### Supplied records
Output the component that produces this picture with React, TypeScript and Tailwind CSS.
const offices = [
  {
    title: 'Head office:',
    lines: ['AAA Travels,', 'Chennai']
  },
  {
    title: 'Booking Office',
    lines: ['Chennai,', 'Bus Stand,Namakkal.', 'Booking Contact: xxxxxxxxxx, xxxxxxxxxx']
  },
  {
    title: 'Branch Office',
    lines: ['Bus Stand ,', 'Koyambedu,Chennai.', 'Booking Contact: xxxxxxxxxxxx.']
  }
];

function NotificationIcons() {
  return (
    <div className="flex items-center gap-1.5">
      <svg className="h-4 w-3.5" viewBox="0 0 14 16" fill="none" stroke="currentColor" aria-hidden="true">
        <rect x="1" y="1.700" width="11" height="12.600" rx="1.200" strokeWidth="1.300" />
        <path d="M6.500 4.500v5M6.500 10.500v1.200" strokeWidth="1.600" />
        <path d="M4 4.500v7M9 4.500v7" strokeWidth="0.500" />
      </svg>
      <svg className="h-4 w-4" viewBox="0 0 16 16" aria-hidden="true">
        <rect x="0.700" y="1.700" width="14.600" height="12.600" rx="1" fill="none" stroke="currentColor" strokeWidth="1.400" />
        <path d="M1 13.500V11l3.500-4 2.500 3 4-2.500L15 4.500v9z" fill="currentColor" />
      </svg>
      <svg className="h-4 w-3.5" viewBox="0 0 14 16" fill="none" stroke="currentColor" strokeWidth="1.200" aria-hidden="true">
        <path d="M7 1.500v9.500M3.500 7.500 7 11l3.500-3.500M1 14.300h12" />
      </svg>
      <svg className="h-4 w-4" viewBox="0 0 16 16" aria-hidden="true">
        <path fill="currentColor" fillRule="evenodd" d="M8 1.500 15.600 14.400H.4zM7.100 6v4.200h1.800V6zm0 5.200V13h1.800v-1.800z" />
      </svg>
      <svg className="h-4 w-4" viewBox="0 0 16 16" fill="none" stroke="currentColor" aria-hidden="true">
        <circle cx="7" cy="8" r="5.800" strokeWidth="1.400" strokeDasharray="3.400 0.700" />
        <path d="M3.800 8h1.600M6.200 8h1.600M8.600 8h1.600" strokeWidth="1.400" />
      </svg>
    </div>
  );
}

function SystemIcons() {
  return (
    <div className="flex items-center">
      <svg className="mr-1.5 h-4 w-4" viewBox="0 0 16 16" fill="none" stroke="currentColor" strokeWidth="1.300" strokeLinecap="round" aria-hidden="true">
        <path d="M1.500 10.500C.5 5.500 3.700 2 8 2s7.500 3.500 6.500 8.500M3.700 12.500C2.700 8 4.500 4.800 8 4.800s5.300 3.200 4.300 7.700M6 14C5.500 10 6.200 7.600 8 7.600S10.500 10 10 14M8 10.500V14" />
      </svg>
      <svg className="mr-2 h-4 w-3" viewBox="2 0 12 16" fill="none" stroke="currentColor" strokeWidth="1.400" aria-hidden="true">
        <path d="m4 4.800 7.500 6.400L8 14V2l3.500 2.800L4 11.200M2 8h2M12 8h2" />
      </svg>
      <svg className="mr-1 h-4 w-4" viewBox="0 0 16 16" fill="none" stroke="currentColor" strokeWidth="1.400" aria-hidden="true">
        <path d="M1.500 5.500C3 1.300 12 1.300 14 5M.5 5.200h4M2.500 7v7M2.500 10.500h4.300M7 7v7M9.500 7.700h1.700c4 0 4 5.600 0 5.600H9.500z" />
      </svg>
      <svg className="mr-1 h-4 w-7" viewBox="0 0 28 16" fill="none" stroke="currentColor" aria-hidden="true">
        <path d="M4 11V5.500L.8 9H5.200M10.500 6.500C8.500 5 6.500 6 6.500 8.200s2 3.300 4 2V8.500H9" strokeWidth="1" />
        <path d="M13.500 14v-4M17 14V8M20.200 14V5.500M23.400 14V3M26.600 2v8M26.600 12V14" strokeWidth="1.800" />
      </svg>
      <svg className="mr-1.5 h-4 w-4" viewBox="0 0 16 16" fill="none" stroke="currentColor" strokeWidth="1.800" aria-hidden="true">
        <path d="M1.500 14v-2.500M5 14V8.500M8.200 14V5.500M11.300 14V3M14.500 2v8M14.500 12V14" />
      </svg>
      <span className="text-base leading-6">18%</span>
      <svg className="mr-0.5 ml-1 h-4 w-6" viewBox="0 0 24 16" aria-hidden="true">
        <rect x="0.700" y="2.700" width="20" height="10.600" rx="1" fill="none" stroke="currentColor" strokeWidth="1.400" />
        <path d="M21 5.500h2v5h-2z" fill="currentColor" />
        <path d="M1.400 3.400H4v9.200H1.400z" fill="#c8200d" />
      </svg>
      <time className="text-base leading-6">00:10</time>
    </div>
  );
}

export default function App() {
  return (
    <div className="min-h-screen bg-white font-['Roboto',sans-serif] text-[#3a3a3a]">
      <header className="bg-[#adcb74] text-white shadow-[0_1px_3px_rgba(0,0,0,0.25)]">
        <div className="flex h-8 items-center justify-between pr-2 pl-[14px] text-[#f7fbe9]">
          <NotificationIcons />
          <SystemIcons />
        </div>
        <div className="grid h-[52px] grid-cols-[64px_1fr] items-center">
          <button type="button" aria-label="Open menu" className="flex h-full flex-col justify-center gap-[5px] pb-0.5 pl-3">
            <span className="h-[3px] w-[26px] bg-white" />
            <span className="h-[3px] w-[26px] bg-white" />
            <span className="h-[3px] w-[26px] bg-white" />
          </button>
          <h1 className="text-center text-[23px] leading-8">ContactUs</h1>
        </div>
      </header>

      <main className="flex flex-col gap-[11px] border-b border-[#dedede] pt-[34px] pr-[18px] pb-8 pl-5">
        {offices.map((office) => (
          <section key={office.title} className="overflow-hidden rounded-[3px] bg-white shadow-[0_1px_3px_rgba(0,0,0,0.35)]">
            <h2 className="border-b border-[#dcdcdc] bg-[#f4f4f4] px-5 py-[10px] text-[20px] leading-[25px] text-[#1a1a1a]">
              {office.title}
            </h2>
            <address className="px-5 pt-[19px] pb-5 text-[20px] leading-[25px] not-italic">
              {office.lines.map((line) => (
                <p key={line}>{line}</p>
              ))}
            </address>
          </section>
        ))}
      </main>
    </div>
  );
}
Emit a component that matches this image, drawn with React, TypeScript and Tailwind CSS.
######
Copy each line of the data exactly, leaving nothing out.

▸ Final result:
Output the component that produces this picture with React, TypeScript and Tailwind CSS.
const offices = [
  {
    title: 'Head office:',
    lines: ['AAA Travels,', 'Chennai']
  },
  {
    title: 'Booking Office',
    lines: ['Chennai,', 'Bus Stand,Namakkal.', 'Booking Contact: xxxxxxxxxx, xxxxxxxxxx']
  },
  {
    title: 'Branch Office',
    lines: ['Bus Stand ,', 'Koyambedu,Chennai.', 'Booking Contact: xxxxxxxxxxxx.']
  }
];

function NotificationIcons() {
  return (
    <div className="flex items-center gap-1.5">
      <svg className="h-4 w-3.5" viewBox="0 0 14 16" fill="none" stroke="currentColor" aria-hidden="true">
        <rect x="1" y="1.700" width="11" height="12.600" rx="1.200" strokeWidth="1.300" />
        <path d="M6.500 4.500v5M6.500 10.500v1.200" strokeWidth="1.600" />
        <path d="M4 4.500v7M9 4.500v7" strokeWidth="0.500" />
      </svg>
      <svg className="h-4 w-4" viewBox="0 0 16 16" aria-hidden="true">
        <rect x="0.700" y="1.700" width="14.600" height="12.600" rx="1" fill="none" stroke="currentColor" strokeWidth="1.400" />
        <path d="M1 13.500V11l3.500-4 2.500 3 4-2.500L15 4.500v9z" fill="currentColor" />
      </svg>
      <svg className="h-4 w-3.5" viewBox="0 0 14 16" fill="none" stroke="currentColor" strokeWidth="1.200" aria-hidden="true">
        <path d="M7 1.500v9.500M3.500 7.500 7 11l3.500-3.500M1 14.300h12" />
      </svg>
      <svg className="h-4 w-4" viewBox="0 0 16 16" aria-hidden="true">
        <path fill="currentColor" fillRule="evenodd" d="M8 1.500 15.600 14.400H.4zM7.100 6v4.200h1.800V6zm0 5.200V13h1.800v-1.800z" />
      </svg>
      <svg className="h-4 w-4" viewBox="0 0 16 16" fill="none" stroke="currentColor" aria-hidden="true">
        <circle cx="7" cy="8" r="5.800" strokeWidth="1.400" strokeDasharray="3.400 0.700" />
        <path d="M3.800 8h1.600M6.200 8h1.600M8.600 8h1.600" strokeWidth="1.400" />
      </svg>
    </div>
  );
}

function SystemIcons() {
  return (
    <div className="flex items-center">
      <svg className="mr-1.5 h-4 w-4" viewBox="0 0 16 16" fill="none" stroke="currentColor" strokeWidth="1.300" strokeLinecap="round" aria-hidden="true">
        <path d="M1.500 10.500C.5 5.500 3.700 2 8 2s7.500 3.500 6.500 8.500M3.700 12.500C2.700 8 4.500 4.800 8 4.800s5.300 3.200 4.300 7.700M6 14C5.500 10 6.200 7.600 8 7.600S10.500 10 10 14M8 10.500V14" />
      </svg>
      <svg className="mr-2 h-4 w-3" viewBox="2 0 12 16" fill="none" stroke="currentColor" strokeWidth="1.400" aria-hidden="true">
        <path d="m4 4.800 7.500 6.400L8 14V2l3.500 2.800L4 11.200M2 8h2M12 8h2" />
      </svg>
      <svg className="mr-1 h-4 w-4" viewBox="0 0 16 16" fill="none" stroke="currentColor" strokeWidth="1.400" aria-hidden="true">
        <path d="M1.500 5.500C3 1.300 12 1.300 14 5M.5 5.200h4M2.500 7v7M2.500 10.500h4.300M7 7v7M9.500 7.700h1.700c4 0 4 5.600 0 5.600H9.500z" />
      </svg>
      <svg className="mr-1 h-4 w-7" viewBox="0 0 28 16" fill="none" stroke="currentColor" aria-hidden="true">
        <path d="M4 11V5.500L.8 9H5.200M10.500 6.500C8.500 5 6.500 6 6.500 8.200s2 3.300 4 2V8.500H9" strokeWidth="1" />
        <path d="M13.500 14v-4M17 14V8M20.200 14V5.500M23.400 14V3M26.600 2v8M26.600 12V14" strokeWidth="1.800" />
      </svg>
      <svg className="mr-1.5 h-4 w-4" viewBox="0 0 16 16" fill="none" stroke="currentColor" strokeWidth="1.800" aria-hidden="true">
        <path d="M1.500 14v-2.500M5 14V8.500M8.200 14V5.500M11.300 14V3M14.500 2v8M14.500 12V14" />
      </svg>
      <span className="text-base leading-6">18%</span>
      <svg className="mr-0.5 ml-1 h-4 w-6" viewBox="0 0 24 16" aria-hidden="true">
        <rect x="0.700" y="2.700" width="20" height="10.600" rx="1" fill="none" stroke="currentColor" strokeWidth="1.400" />
        <path d="M21 5.500h2v5h-2z" fill="currentColor" />
        <path d="M1.400 3.400H4v9.200H1.400z" fill="#c8200d" />
      </svg>
      <time className="text-base leading-6">00:10</time>
    </div>
  );
}

export default function App() {
  return (
    <div className="min-h-screen bg-white font-['Roboto',sans-serif] text-[#3a3a3a]">
      <header className="bg-[#adcb74] text-white shadow-[0_1px_3px_rgba(0,0,0,0.25)]">
        <div className="flex h-8 items-center justify-between pr-2 pl-[14px] text-[#f7fbe9]">
          <NotificationIcons />
          <SystemIcons />
        </div>
        <div className="grid h-[52px] grid-cols-[64px_1fr] items-center">
          <button type="button" aria-label="Open menu" className="flex h-full flex-col justify-center gap-[5px] pb-0.5 pl-3">
            <span className="h-[3px] w-[26px] bg-white" />
            <span className="h-[3px] w-[26px] bg-white" />
            <span className="h-[3px] w-[26px] bg-white" />
          </button>
          <h1 className="text-center text-[23px] leading-8">ContactUs</h1>
        </div>
      </header>

      <main className="flex flex-col gap-[11px] border-b border-[#dedede] pt-[34px] pr-[18px] pb-8 pl-5">
        {offices.map((office) => (
          <section key={office.title} className="overflow-hidden rounded-[3px] bg-white shadow-[0_1px_3px_rgba(0,0,0,0.35)]">
            <h2 className="border-b border-[#dcdcdc] bg-[#f4f4f4] px-5 py-[10px] text-[20px] leading-[25px] text-[#1a1a1a]">
              {office.title}
            </h2>
            <address className="px-5 pt-[19px] pb-5 text-[20px] leading-[25px] not-italic">
              {office.lines.map((line) => (
                <p key={line}>{line}</p>
              ))}
            </address>
          </section>
        ))}
      </main>
    </div>
  );
}
Emit a component that matches this image, drawn with React, TypeScript and Tailwind CSS.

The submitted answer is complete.